SET EXERCISE –
Write out the material exactly, without any of its pictures.

DATA EXTRACT –
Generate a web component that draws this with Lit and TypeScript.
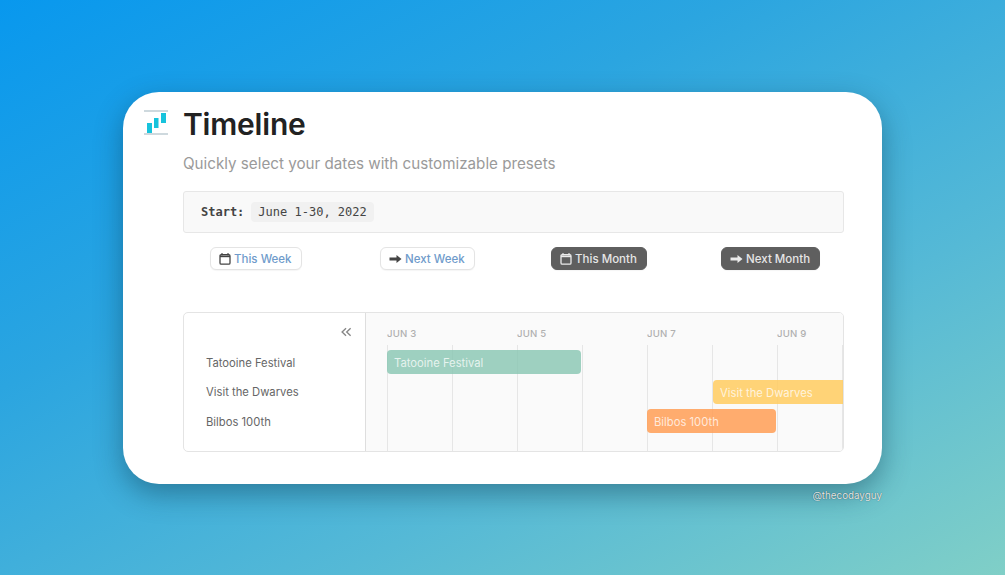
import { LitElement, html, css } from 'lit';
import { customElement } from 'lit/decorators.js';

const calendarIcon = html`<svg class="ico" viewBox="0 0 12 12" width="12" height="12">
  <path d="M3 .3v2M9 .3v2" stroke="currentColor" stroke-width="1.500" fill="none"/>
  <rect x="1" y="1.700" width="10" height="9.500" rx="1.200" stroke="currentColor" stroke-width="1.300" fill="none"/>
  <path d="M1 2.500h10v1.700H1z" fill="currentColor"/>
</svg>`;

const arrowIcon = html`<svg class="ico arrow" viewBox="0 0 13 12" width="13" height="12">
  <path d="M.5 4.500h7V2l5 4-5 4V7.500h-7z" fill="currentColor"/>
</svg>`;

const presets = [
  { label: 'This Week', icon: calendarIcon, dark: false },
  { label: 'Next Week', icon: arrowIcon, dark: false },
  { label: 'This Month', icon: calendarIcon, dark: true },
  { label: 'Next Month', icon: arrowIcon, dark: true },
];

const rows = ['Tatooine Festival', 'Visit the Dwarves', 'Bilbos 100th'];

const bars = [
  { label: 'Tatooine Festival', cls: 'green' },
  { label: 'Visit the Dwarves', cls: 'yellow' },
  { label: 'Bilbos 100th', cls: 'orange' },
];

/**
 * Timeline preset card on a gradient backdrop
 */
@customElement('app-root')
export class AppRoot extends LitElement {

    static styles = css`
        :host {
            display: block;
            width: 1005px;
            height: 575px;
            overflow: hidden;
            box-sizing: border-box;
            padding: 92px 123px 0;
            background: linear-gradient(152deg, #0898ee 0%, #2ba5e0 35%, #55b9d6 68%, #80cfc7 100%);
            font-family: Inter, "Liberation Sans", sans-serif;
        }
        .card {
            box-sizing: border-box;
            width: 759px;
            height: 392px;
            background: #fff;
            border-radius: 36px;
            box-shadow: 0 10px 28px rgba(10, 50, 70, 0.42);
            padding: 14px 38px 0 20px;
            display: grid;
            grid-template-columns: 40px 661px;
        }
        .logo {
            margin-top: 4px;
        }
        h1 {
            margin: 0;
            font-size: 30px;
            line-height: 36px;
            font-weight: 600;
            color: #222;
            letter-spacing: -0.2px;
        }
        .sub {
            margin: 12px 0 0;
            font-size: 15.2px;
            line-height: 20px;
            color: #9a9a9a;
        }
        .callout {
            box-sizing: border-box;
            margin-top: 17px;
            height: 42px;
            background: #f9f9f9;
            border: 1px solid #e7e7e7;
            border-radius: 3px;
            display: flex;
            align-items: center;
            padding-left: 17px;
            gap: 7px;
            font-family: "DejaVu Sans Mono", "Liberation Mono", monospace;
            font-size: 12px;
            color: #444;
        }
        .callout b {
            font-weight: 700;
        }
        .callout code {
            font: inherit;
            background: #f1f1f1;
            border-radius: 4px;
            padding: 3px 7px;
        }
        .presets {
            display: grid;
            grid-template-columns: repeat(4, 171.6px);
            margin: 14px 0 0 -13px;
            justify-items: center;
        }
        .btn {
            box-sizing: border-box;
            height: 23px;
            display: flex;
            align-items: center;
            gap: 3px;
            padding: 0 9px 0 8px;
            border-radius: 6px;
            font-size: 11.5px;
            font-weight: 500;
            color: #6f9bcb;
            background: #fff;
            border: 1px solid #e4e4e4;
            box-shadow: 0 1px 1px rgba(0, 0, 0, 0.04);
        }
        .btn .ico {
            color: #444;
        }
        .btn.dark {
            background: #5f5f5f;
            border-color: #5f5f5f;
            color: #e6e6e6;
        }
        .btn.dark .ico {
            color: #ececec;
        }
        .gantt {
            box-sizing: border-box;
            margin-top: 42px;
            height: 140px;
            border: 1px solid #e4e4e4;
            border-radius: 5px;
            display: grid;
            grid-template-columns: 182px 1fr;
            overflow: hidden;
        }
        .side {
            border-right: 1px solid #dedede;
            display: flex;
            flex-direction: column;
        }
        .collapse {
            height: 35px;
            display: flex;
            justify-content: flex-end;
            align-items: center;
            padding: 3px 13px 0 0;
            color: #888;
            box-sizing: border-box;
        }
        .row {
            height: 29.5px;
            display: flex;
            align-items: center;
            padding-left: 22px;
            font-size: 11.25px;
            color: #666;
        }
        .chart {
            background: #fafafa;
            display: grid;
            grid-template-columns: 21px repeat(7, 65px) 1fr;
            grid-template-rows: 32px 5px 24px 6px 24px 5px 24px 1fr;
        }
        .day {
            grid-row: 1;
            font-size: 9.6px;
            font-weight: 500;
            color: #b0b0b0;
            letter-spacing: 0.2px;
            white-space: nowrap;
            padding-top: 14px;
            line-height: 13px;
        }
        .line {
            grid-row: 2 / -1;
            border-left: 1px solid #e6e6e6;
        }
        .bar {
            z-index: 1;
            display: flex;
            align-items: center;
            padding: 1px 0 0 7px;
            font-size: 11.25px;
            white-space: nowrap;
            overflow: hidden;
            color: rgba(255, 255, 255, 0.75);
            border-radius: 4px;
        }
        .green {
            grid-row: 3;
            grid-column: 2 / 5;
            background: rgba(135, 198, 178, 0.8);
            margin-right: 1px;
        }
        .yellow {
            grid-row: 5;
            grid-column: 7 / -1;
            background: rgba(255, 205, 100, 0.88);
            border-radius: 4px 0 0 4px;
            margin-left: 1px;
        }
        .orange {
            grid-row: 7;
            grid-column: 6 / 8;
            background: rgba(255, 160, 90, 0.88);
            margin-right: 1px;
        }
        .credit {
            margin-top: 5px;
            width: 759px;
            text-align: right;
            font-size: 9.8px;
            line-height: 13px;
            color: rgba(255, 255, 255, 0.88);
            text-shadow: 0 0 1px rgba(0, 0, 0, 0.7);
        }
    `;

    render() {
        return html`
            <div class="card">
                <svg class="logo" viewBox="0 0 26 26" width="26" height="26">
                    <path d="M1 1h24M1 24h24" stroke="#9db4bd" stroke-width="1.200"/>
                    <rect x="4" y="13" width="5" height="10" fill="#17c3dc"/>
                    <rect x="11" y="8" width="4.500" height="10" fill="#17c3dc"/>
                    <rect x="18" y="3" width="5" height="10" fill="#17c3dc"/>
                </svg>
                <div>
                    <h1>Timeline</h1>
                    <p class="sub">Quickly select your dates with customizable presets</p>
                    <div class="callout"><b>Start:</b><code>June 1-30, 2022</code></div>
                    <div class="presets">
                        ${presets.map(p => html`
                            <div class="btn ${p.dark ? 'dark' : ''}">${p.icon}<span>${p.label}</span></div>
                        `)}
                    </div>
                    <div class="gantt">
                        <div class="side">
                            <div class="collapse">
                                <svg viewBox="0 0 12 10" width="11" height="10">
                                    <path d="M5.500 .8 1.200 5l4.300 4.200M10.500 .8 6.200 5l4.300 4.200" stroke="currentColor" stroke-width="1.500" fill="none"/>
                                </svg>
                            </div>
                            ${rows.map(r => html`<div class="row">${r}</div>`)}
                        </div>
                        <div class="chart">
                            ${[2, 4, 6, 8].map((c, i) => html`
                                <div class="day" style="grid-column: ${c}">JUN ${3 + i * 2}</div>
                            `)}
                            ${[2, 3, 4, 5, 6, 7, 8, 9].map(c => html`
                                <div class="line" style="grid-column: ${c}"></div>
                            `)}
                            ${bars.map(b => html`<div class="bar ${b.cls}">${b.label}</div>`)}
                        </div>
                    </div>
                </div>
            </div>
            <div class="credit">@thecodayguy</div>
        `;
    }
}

RESPONSE –
Generate a web component that draws this with Lit and TypeScript.
import { LitElement, html, css } from 'lit';
import { customElement } from 'lit/decorators.js';

const calendarIcon = html`<svg class="ico" viewBox="0 0 12 12" width="12" height="12">
  <path d="M3 .3v2M9 .3v2" stroke="currentColor" stroke-width="1.500" fill="none"/>
  <rect x="1" y="1.700" width="10" height="9.500" rx="1.200" stroke="currentColor" stroke-width="1.300" fill="none"/>
  <path d="M1 2.500h10v1.700H1z" fill="currentColor"/>
</svg>`;

const arrowIcon = html`<svg class="ico arrow" viewBox="0 0 13 12" width="13" height="12">
  <path d="M.5 4.500h7V2l5 4-5 4V7.500h-7z" fill="currentColor"/>
</svg>`;

const presets = [
  { label: 'This Week', icon: calendarIcon, dark: false },
  { label: 'Next Week', icon: arrowIcon, dark: false },
  { label: 'This Month', icon: calendarIcon, dark: true },
  { label: 'Next Month', icon: arrowIcon, dark: true },
];

const rows = ['Tatooine Festival', 'Visit the Dwarves', 'Bilbos 100th'];

const bars = [
  { label: 'Tatooine Festival', cls: 'green' },
  { label: 'Visit the Dwarves', cls: 'yellow' },
  { label: 'Bilbos 100th', cls: 'orange' },
];

/**
 * Timeline preset card on a gradient backdrop
 */
@customElement('app-root')
export class AppRoot extends LitElement {

    static styles = css`
        :host {
            display: block;
            width: 1005px;
            height: 575px;
            overflow: hidden;
            box-sizing: border-box;
            padding: 92px 123px 0;
            background: linear-gradient(152deg, #0898ee 0%, #2ba5e0 35%, #55b9d6 68%, #80cfc7 100%);
            font-family: Inter, "Liberation Sans", sans-serif;
        }
        .card {
            box-sizing: border-box;
            width: 759px;
            height: 392px;
            background: #fff;
            border-radius: 36px;
            box-shadow: 0 10px 28px rgba(10, 50, 70, 0.42);
            padding: 14px 38px 0 20px;
            display: grid;
            grid-template-columns: 40px 661px;
        }
        .logo {
            margin-top: 4px;
        }
        h1 {
            margin: 0;
            font-size: 30px;
            line-height: 36px;
            font-weight: 600;
            color: #222;
            letter-spacing: -0.2px;
        }
        .sub {
            margin: 12px 0 0;
            font-size: 15.2px;
            line-height: 20px;
            color: #9a9a9a;
        }
        .callout {
            box-sizing: border-box;
            margin-top: 17px;
            height: 42px;
            background: #f9f9f9;
            border: 1px solid #e7e7e7;
            border-radius: 3px;
            display: flex;
            align-items: center;
            padding-left: 17px;
            gap: 7px;
            font-family: "DejaVu Sans Mono", "Liberation Mono", monospace;
            font-size: 12px;
            color: #444;
        }
        .callout b {
            font-weight: 700;
        }
        .callout code {
            font: inherit;
            background: #f1f1f1;
            border-radius: 4px;
            padding: 3px 7px;
        }
        .presets {
            display: grid;
            grid-template-columns: repeat(4, 171.6px);
            margin: 14px 0 0 -13px;
            justify-items: center;
        }
        .btn {
            box-sizing: border-box;
            height: 23px;
            display: flex;
            align-items: center;
            gap: 3px;
            padding: 0 9px 0 8px;
            border-radius: 6px;
            font-size: 11.5px;
            font-weight: 500;
            color: #6f9bcb;
            background: #fff;
            border: 1px solid #e4e4e4;
            box-shadow: 0 1px 1px rgba(0, 0, 0, 0.04);
        }
        .btn .ico {
            color: #444;
        }
        .btn.dark {
            background: #5f5f5f;
            border-color: #5f5f5f;
            color: #e6e6e6;
        }
        .btn.dark .ico {
            color: #ececec;
        }
        .gantt {
            box-sizing: border-box;
            margin-top: 42px;
            height: 140px;
            border: 1px solid #e4e4e4;
            border-radius: 5px;
            display: grid;
            grid-template-columns: 182px 1fr;
            overflow: hidden;
        }
        .side {
            border-right: 1px solid #dedede;
            display: flex;
            flex-direction: column;
        }
        .collapse {
            height: 35px;
            display: flex;
            justify-content: flex-end;
            align-items: center;
            padding: 3px 13px 0 0;
            color: #888;
            box-sizing: border-box;
        }
        .row {
            height: 29.5px;
            display: flex;
            align-items: center;
            padding-left: 22px;
            font-size: 11.25px;
            color: #666;
        }
        .chart {
            background: #fafafa;
            display: grid;
            grid-template-columns: 21px repeat(7, 65px) 1fr;
            grid-template-rows: 32px 5px 24px 6px 24px 5px 24px 1fr;
        }
        .day {
            grid-row: 1;
            font-size: 9.6px;
            font-weight: 500;
            color: #b0b0b0;
            letter-spacing: 0.2px;
            white-space: nowrap;
            padding-top: 14px;
            line-height: 13px;
        }
        .line {
            grid-row: 2 / -1;
            border-left: 1px solid #e6e6e6;
        }
        .bar {
            z-index: 1;
            display: flex;
            align-items: center;
            padding: 1px 0 0 7px;
            font-size: 11.25px;
            white-space: nowrap;
            overflow: hidden;
            color: rgba(255, 255, 255, 0.75);
            border-radius: 4px;
        }
        .green {
            grid-row: 3;
            grid-column: 2 / 5;
            background: rgba(135, 198, 178, 0.8);
            margin-right: 1px;
        }
        .yellow {
            grid-row: 5;
            grid-column: 7 / -1;
            background: rgba(255, 205, 100, 0.88);
            border-radius: 4px 0 0 4px;
            margin-left: 1px;
        }
        .orange {
            grid-row: 7;
            grid-column: 6 / 8;
            background: rgba(255, 160, 90, 0.88);
            margin-right: 1px;
        }
        .credit {
            margin-top: 5px;
            width: 759px;
            text-align: right;
            font-size: 9.8px;
            line-height: 13px;
            color: rgba(255, 255, 255, 0.88);
            text-shadow: 0 0 1px rgba(0, 0, 0, 0.7);
        }
    `;

    render() {
        return html`
            <div class="card">
                <svg class="logo" viewBox="0 0 26 26" width="26" height="26">
                    <path d="M1 1h24M1 24h24" stroke="#9db4bd" stroke-width="1.200"/>
                    <rect x="4" y="13" width="5" height="10" fill="#17c3dc"/>
                    <rect x="11" y="8" width="4.500" height="10" fill="#17c3dc"/>
                    <rect x="18" y="3" width="5" height="10" fill="#17c3dc"/>
                </svg>
                <div>
                    <h1>Timeline</h1>
                    <p class="sub">Quickly select your dates with customizable presets</p>
                    <div class="callout"><b>Start:</b><code>June 1-30, 2022</code></div>
                    <div class="presets">
                        ${presets.map(p => html`
                            <div class="btn ${p.dark ? 'dark' : ''}">${p.icon}<span>${p.label}</span></div>
                        `)}
                    </div>
                    <div class="gantt">
                        <div class="side">
                            <div class="collapse">
                                <svg viewBox="0 0 12 10" width="11" height="10">
                                    <path d="M5.500 .8 1.200 5l4.300 4.200M10.500 .8 6.200 5l4.300 4.200" stroke="currentColor" stroke-width="1.500" fill="none"/>
                                </svg>
                            </div>
                            ${rows.map(r => html`<div class="row">${r}</div>`)}
                        </div>
                        <div class="chart">
                            ${[2, 4, 6, 8].map((c, i) => html`
                                <div class="day" style="grid-column: ${c}">JUN ${3 + i * 2}</div>
                            `)}
                            ${[2, 3, 4, 5, 6, 7, 8, 9].map(c => html`
                                <div class="line" style="grid-column: ${c}"></div>
                            `)}
                            ${bars.map(b => html`<div class="bar ${b.cls}">${b.label}</div>`)}
                        </div>
                    </div>
                </div>
            </div>
            <div class="credit">@thecodayguy</div>
        `;
    }
}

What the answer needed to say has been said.